People don’t buy a shovel because they want a stick with a metal blade, they buy a shovel because they want a hole. The same can be said for HVAC systems—the buyer wants cold air, or more likely a temperate indoor environment.
Yet buying an HVAC unit, or any type of industrial equipment, puts the purchaser or site manager in the service business: the service of providing cold air. Plus, it’s likely a role they did not want.
As individuals, we’re faced with the option of buying “as a Service” all the time. CD and DVD sales have collapsed in the face of Spotify and Netflix which deliver music and entertainment as a service.
Traditionally, industrial equipment has been sold as capital equipment. Leasing is simply buying over time with better tax incentives. But HVAC manufacturers with fully connected equipment can turn the model upside down by offering a managed HVAC as a Service product.
Take advantage of real-time operational data as well as deep insight into the performance and functionality of the units on site. This information is the foundation for delivering a new and potentially disruptive managed service:
- Proactively monitor functionality – is airflow good, is temp appropriate, are components inside the unit operating within range?
- Use the data to monitor and pro-actively maintain elements like the blower or coolant.
- Schedule service and maintenance calls before there’s a problem, or before there’s downtime.
Basically remove the headache of managing a ‘cold air service’ from an over-worked, underpaid facilities manager, and put your company in a position to sell this as a new service.

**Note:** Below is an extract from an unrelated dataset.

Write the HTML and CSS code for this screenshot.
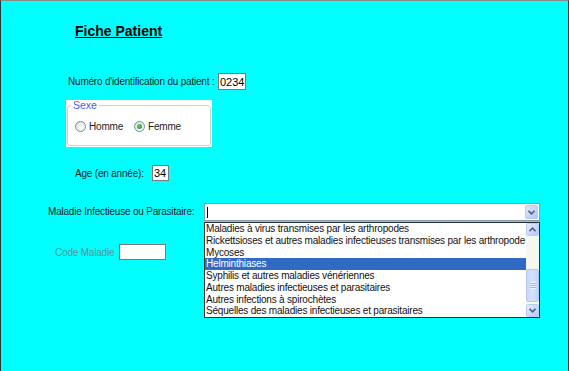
FILE: index.html
```html
<!DOCTYPE html>
<html lang="fr">

<head>
  <meta charset="UTF-8">
  <title>Fiche Patient</title>
  <link rel="stylesheet" href="styles.css">
</head>

<body>
  <div class="window">
    <h1 class="title">Fiche Patient</h1>

    <div class="row row-id">
      <label class="lbl" for="numId">Numéro d'identification du patient :</label>
      <input class="field field-id" id="numId" type="text" value="0234">
    </div>

    <div class="sexe-panel">
      <fieldset class="sexe">
        <legend>Sexe</legend>
        <div class="radios">
          <span class="radio"><span class="dot"></span>Homme</span>
          <span class="radio checked"><span class="dot"></span>Femme</span>
        </div>
      </fieldset>
    </div>

    <div class="row row-age">
      <label class="lbl" for="age">Age (en année):</label>
      <input class="field field-age" id="age" type="text" value="34">
    </div>

    <div class="row row-maladie">
      <label class="lbl">Maladie Infectieuse ou Parasitaire:</label>
      <div class="combo-wrap">
        <div class="combo">
          <span class="combo-text"><span class="caret"></span></span>
          <span class="combo-btn">
            <svg width="7" height="5" viewBox="0 0 7 5"><path d="M0.5 0.8 L3.5 3.8 L6.5 0.8" fill="none" stroke="#4d6185" stroke-width="1.6"/></svg>
          </span>
        </div>
        <div class="dropdown">
          <ul class="items">
            <li>Maladies à virus transmises par les arthropodes</li>
            <li>Rickettsioses et autres maladies infectieuses transmises par les arthropode</li>
            <li>Mycoses</li>
            <li class="selected">Helminthiases</li>
            <li>Syphilis et autres maladies vénériennes</li>
            <li>Autres maladies infectieuses et parasitaires</li>
            <li>Autres infections à spirochètes</li>
            <li>Séquelles des maladies infectieuses et parasitaires</li>
          </ul>
          <div class="scrollbar">
            <span class="sb-btn">
              <svg width="7" height="5" viewBox="0 0 7 5"><path d="M0.5 4.2 L3.5 1.2 L6.5 4.2" fill="none" stroke="#4d6185" stroke-width="1.6"/></svg>
            </span>
            <span class="sb-track"></span>
            <span class="sb-thumb"><span class="grip"></span></span>
            <span class="sb-rest"></span>
            <span class="sb-btn">
              <svg width="7" height="5" viewBox="0 0 7 5"><path d="M0.5 0.8 L3.5 3.8 L6.5 0.8" fill="none" stroke="#4d6185" stroke-width="1.6"/></svg>
            </span>
          </div>
        </div>
      </div>
    </div>

    <div class="row row-code">
      <label class="lbl lbl-off" for="code">Code Maladie</label>
      <input class="field field-code" id="code" type="text" value="">
    </div>
  </div>
</body>

</html>
```

FILE: styles.css
```css
* {
  box-sizing: border-box;
}

body {
  margin: 0;
  font-family: 'Liberation Sans', Arial, sans-serif;
  color: #1c1c1c;
}

.window {
  width: 569px;
  height: 371px;
  background: #00ffff;
  border-top: 1px solid #8a8a8a;
  border-left: 1px solid #1f3b3b;
  border-right: 1px solid #1f3b3b;
  overflow: hidden;
}

.title {
  margin: 22px 0 0 74px;
  font-size: 14px;
  line-height: 16px;
  font-weight: 700;
  color: #000;
  text-decoration: underline;
}

.row {
  display: flex;
  align-items: center;
}

.lbl {
  font-size: 10px;
  letter-spacing: -0.2px;
  white-space: nowrap;
}

.lbl-off {
  color: #4f9898;
}

.field {
  border: 1px solid #7a7a7a;
  background: #fff;
  font-family: 'Liberation Sans', Arial, sans-serif;
  font-size: 11px;
  color: #000;
  padding: 0 0 0 1px;
  margin: 0;
  outline: none;
}

/* Numéro */
.row-id {
  margin: 34px 0 0 67px;
}

.row-id .lbl {
  width: 150px;
}

.field-id {
  width: 28px;
  height: 17px;
}

/* Sexe */
.sexe-panel {
  margin: 10px 0 0 65px;
  width: 146px;
  height: 47px;
  background: #fff;
  padding: 0 1px 1px 1px;
}

.sexe {
  margin: 0;
  height: 46px;
  padding: 0;
  border: 1px solid #d3d3c6;
  border-radius: 3px;
}

.sexe legend {
  margin-left: 3px;
  padding: 0 2px;
  font-size: 10.5px;
  line-height: 11px;
  color: #3a5ef2;
}

.radios {
  display: flex;
  gap: 11px;
  padding: 10px 0 0 7px;
}

.radio {
  display: flex;
  align-items: center;
  gap: 3px;
  font-size: 10px;
  letter-spacing: -0.2px;
}

.dot {
  width: 11px;
  height: 11px;
  border-radius: 50%;
  border: 1px solid #6f8db3;
  background: radial-gradient(circle at 65% 65%, #ffffff 0%, #e9e9e2 60%, #d2d2c8 100%);
  display: flex;
  align-items: center;
  justify-content: center;
}

.radio.checked .dot::after {
  content: "";
  width: 5px;
  height: 5px;
  border-radius: 50%;
  background: radial-gradient(circle at 40% 40%, #6fd36f 0%, #21a121 70%);
}

/* Age */
.row-age {
  margin: 18px 0 0 74px;
}

.row-age .lbl {
  width: 77px;
}

.field-age {
  width: 17px;
  height: 16px;
}

/* Maladie */
.row-maladie {
  margin: 22px 0 0 47px;
  align-items: flex-start;
}

.row-maladie .lbl {
  width: 156px;
  line-height: 18px;
}

.combo-wrap {
  position: relative;
}

.combo {
  width: 336px;
  height: 18px;
  border: 1px solid #7f9db9;
  background: #fff;
  display: flex;
  align-items: stretch;
}

.combo-text {
  flex: 1;
  display: flex;
  align-items: center;
  padding-left: 2px;
}

.caret {
  width: 1px;
  height: 11px;
  background: #000;
}

.combo-btn {
  width: 13px;
  margin: 1px 1px 1px 0;
  border: 1px solid #b7cbf7;
  border-radius: 2px;
  background: linear-gradient(135deg, #dde7fe 0%, #c4d4fb 60%, #b3c7f7 100%);
  display: flex;
  align-items: center;
  justify-content: center;
}

.dropdown {
  position: absolute;
  top: 19px;
  left: 0;
  width: 336px;
  height: 96px;
  border: 1px solid #2f2f2f;
  background: #fff;
  display: flex;
  z-index: 2;
}

.items {
  list-style: none;
  margin: 0;
  padding: 0;
  flex: 1;
  overflow: hidden;
}

.items li {
  height: 11.75px;
  line-height: 11.75px;
  padding-left: 1px;
  font-size: 10px;
  letter-spacing: -0.2px;
  white-space: nowrap;
  color: #111;
}

.items li.selected {
  background: #316ac5;
  color: #fff;
}

.scrollbar {
  width: 13px;
  display: flex;
  flex-direction: column;
  background: #f7f7f2;
}

.sb-btn {
  height: 13px;
  border: 1px solid #bccdf5;
  border-radius: 2px;
  background: linear-gradient(135deg, #e2eafe 0%, #c8d7fb 60%, #b6c9f6 100%);
  display: flex;
  align-items: center;
  justify-content: center;
}

.sb-track {
  height: 33px;
}

.sb-thumb {
  height: 33px;
  border: 1px solid #b5c8f4;
  border-radius: 2px;
  background: linear-gradient(90deg, #c6d6fb 0%, #d6e2fd 50%, #c2d3fa 100%);
  display: flex;
  align-items: center;
  justify-content: center;
}

.grip {
  width: 6px;
  height: 7px;
  background: repeating-linear-gradient(180deg, #eef3ff 0 1px, #9fb6ea 1px 2px);
}

.sb-rest {
  height: 2px;
}

/* Code */
.row-code {
  margin: 23px 0 0 54px;
}

.row-code .lbl {
  width: 64px;
}

.field-code {
  width: 47px;
  height: 16px;
}
```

Note that a HVACaaS offer doesn’t need to be implemented by the manufacturer. The central element to the service offer is access to deep functional and operational data from units in the field. With that data, it’s possible for the manufacturer to sell the service direct and contract the physical maintenance, or more likely, white-label the service to their field partners, providing them an additional product to sell beyond just the capital equipment.
There is a saying that “If you don’t know where you’re going, any road will get you there.” Many control system engineers have been asked or required to add a BMS protocol like BACnet to their systems. Often the requirement is minimal and short-sighted.
Rather than as a necessary evil to be held at bay, re-imagine the role of BACnet and what doors it can open. Chose partners who have a long-term vision and can bring embedded and cloud capabilities.
The world is shifting to the fourth industrial revolution. Are you shifting with it?